In 1967, he joined the Fugs. When they broke up, he followed Fugs bassist Charles Larkey to the West Coast, and with Carole King formed a band called The City, with whom he made the 1968 album Now That Everything's Been Said. When that failed to fly, he kept working with Carole,on her debut album and on Tapestry, her second album.

When Asher began producing, he enlisted Kootch and a studio band which became known as the The Section. As discussed in our interview, they were a remarkably tight, rock-solid musical unit ideal for any song - be it a tender ballad or a rocker. The Section was Leland Sklar on bass, Russ Kunkel on drums and Kootch. On James Taylor’s albums as well as her own, Carole King was the pianist/keyboardist. When she was not there, Craig Doerge took over.

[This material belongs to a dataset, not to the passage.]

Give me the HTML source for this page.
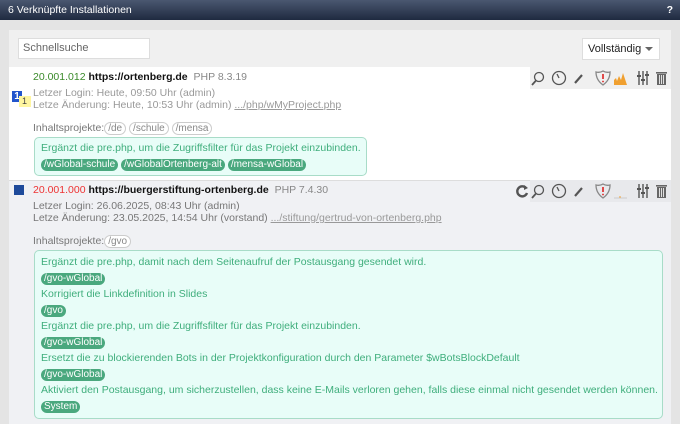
<!DOCTYPE html>
<html><head><style>
*{margin:0;padding:0;box-sizing:border-box}
body{width:680px;height:424px;overflow:hidden;background:#e4e4e4;font-family:"Liberation Sans",sans-serif;font-size:10.5px;position:relative}
.a{position:absolute;white-space:nowrap}
.hdr{left:0;top:0;width:680px;height:20px;background:linear-gradient(#4a5770,#1f2a40);color:#fff;font-size:10.5px;line-height:20px;padding-left:8px}
.g{color:#999}.d{color:#777}
.lk{color:#999;text-decoration:underline}
.tag{display:inline-block;border:1px solid #ccc;border-radius:7px;padding:0 3px;line-height:11px;color:#888;background:#fff;font-size:10px}
.box{background:#e8fdf8;border:1px solid #a8dcc8;border-radius:5px;color:#3fae7c}
.gt{display:inline-block;background:#4aa87e;color:#fff;border-radius:6px;padding:0 3px;line-height:12px;font-size:10px}
.ln{position:absolute;left:6px;white-space:nowrap}
</style></head><body>
<div class="a hdr">6 Verknüpfte Installationen<span style="position:absolute;right:7px;font-weight:bold">?</span></div>
<div class="a" style="left:9px;top:30px;width:662px;height:37px;background:#f0f0f0"></div>
<div class="a" style="left:18px;top:38px;width:132px;height:21px;background:#fff;border:1px solid #ddd;color:#666;line-height:19px;padding-left:4px;font-size:11px">Schnellsuche</div>
<div class="a" style="left:582px;top:38px;width:78px;height:22px;background:#fff;border:1px solid #ddd;color:#222;line-height:20px;padding-left:5px;font-size:11px">Vollständig<span style="position:absolute;right:6px;top:8px;border:4px solid transparent;border-top:4px solid #666;border-bottom:0"></span></div>
<div class="a" style="left:9px;top:67px;width:662px;height:113px;background:#fff"></div>
<div class="a" style="left:9px;top:180px;width:662px;height:244px;background:#f0f1f4;border-top:1px solid #ddd"></div>
<div class="a" style="left:530px;top:67px;width:141px;height:22px;background:#f0f0f0"></div>
<div class="a" style="left:530px;top:180px;width:141px;height:22px;background:#e8e9ec"></div>
<div class="a" style="left:12px;top:91px;width:10px;height:11px;background:#2255cc;color:#fff;font-size:10px;font-weight:bold;text-align:center;line-height:11px">1</div>
<div class="a" style="left:19px;top:96px;width:12px;height:11px;background:#fff6a0;font-size:9px;color:#444;line-height:11px;padding-left:3px">1</div>
<div class="a" style="left:33px;top:71px;font-size:10.5px"><span style="color:#3a8a2a">20.001.012</span> <b style="color:#111">https://ortenberg.de</b> <span style="color:#888">&nbsp;PHP 8.3.19</span></div>
<div class="a g" style="left:33px;top:87px">Letzer Login: Heute, 09:50 Uhr (admin)</div>
<div class="a g" style="left:33px;top:99px">Letze Änderung: Heute, 10:53 Uhr (admin) <span class="lk">.../php/wMyProject.php</span></div>
<div class="a d" style="left:33px;top:122px">Inhaltsprojekte:<span class="tag">/de</span> <span class="tag">/schule</span> <span class="tag">/mensa</span></div>
<div class="a box" style="left:34px;top:137px;width:333px;height:39px">
<div class="ln" style="top:4px">Ergänzt die pre.php, um die Zugriffsfilter für das Projekt einzubinden.</div>
<div class="ln" style="top:20px"><span class="gt">/wGlobal-schule</span> <span class="gt">/wGlobalOrtenberg-alt</span> <span class="gt">/mensa-wGlobal</span></div></div>
<div class="a" style="left:14px;top:185px;width:10px;height:10px;background:#1e4a9a"></div>
<div class="a" style="left:33px;top:184px;font-size:10.5px"><span style="color:#e33">20.001.000</span> <b style="color:#111">https://buergerstiftung-ortenberg.de</b> <span style="color:#888">&nbsp;PHP 7.4.30</span></div>
<div class="a d" style="left:33px;top:200px">Letzer Login: 26.06.2025, 08:43 Uhr (admin)</div>
<div class="a d" style="left:33px;top:212px">Letze Änderung: 23.05.2025, 14:54 Uhr (vorstand) <span class="lk">.../stiftung/gertrud-von-ortenberg.php</span></div>
<div class="a d" style="left:33px;top:235px">Inhaltsprojekte:<span class="tag">/gvo</span></div>
<div class="a box" style="left:34px;top:250px;width:629px;height:169px">
<div class="ln" style="top:5px">Ergänzt die pre.php, damit nach dem Seitenaufruf der Postausgang gesendet wird.</div>
<div class="ln" style="top:21px"><span class="gt">/gvo-wGlobal</span></div>
<div class="ln" style="top:37px">Korrigiert die Linkdefinition in Slides</div>
<div class="ln" style="top:53px"><span class="gt">/gvo</span></div>
<div class="ln" style="top:69px">Ergänzt die pre.php, um die Zugriffsfilter für das Projekt einzubinden.</div>
<div class="ln" style="top:85px"><span class="gt">/gvo-wGlobal</span></div>
<div class="ln" style="top:101px">Ersetzt die zu blockierenden Bots in der Projektkonfiguration durch den Parameter $wBotsBlockDefault</div>
<div class="ln" style="top:117px"><span class="gt">/gvo-wGlobal</span></div>
<div class="ln" style="top:133px">Aktiviert den Postausgang, um sicherzustellen, dass keine E-Mails verloren gehen, falls diese einmal nicht gesendet werden können.</div>
<div class="ln" style="top:149px"><span class="gt">System</span></div></div>
<svg class="a" style="left:530px;top:67px" width="141" height="22" viewBox="0 0 141 22">
<g stroke="#555" fill="none" stroke-width="1.3">
<circle cx="9" cy="10" r="4.5"/><path d="M6 13.5 L2 18" stroke-width="1.8"/>
<circle cx="29" cy="11" r="6.5"/><path d="M29 11 L27 7"/>
<path d="M45 16 L52 8" stroke-width="2.2"/>
<path d="M66 5 Q70 6 73 4 Q76 6 80 5 Q80 13 73 18 Q66 13 66 5Z" stroke="#888"/>
</g>
<path d="M73 7 V12" stroke="#d22" stroke-width="1.6"/><circle cx="73" cy="14.5" r="0.9" fill="#d22"/>
<path d="M84 18 V13 L86 11 L87 14 L89 9 L91 13 L93 6 L95 12 L97 18Z" fill="#f0a030"/>
<g stroke="#555" stroke-width="1.4"><path d="M109 4V18M113 4V18M117 4V18"/><path d="M107 9H111M111 13H115M115 8H119" stroke-width="2"/></g>
<g fill="#666"><rect x="126" y="5" width="11" height="1.6"/><rect x="127" y="7" width="9" height="11"/></g>
<g stroke="#fff" stroke-width="0.8"><path d="M129.5 8V17M131.5 8V17M133.5 8V17"/></g>
</svg>
<svg class="a" style="left:510px;top:180px" width="161" height="22" viewBox="0 0 161 22">
<path d="M16 8 A5 5 0 1 0 17 13" stroke="#555" stroke-width="2.4" fill="none"/><path d="M14 5 L18 8 L14 10Z" fill="#555"/>
<g transform="translate(20,0)">
<g stroke="#555" fill="none" stroke-width="1.3">
<circle cx="9" cy="10" r="4.5"/><path d="M6 13.5 L2 18" stroke-width="1.8"/>
<circle cx="29" cy="11" r="6.5"/><path d="M29 11 L27 7"/>
<path d="M45 16 L52 8" stroke-width="2.2"/>
<path d="M66 5 Q70 6 73 4 Q76 6 80 5 Q80 13 73 18 Q66 13 66 5Z" stroke="#888"/>
</g>
<path d="M73 7 V12" stroke="#d22" stroke-width="1.6"/><circle cx="73" cy="14.5" r="0.9" fill="#d22"/>
<path d="M84 18 H97" stroke="#ccc"/><path d="M90 16 V18" stroke="#f0a030"/>
<g stroke="#555" stroke-width="1.4"><path d="M109 4V18M113 4V18M117 4V18"/><path d="M107 9H111M111 13H115M115 8H119" stroke-width="2"/></g>
<g fill="#666"><rect x="126" y="5" width="11" height="1.6"/><rect x="127" y="7" width="9" height="11"/></g>
<g stroke="#fff" stroke-width="0.8"><path d="M129.5 8V17M131.5 8V17M133.5 8V17"/></g>
</g>
</svg>
</body></html>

Presently he’s making records and touring with an ensemble called Danny Kortchmar and Immediate Family, featuring Russ Kunkel,  Lee Sklar, Waddy Wachtel, Steve Postell and Jim Cox. He just released an album with them called Honey Don’t Leave L.A., and has embarked on a mighty tour. They’re heading to Japan - playing Billboard Live in Osaka on June 14 and elsewhere.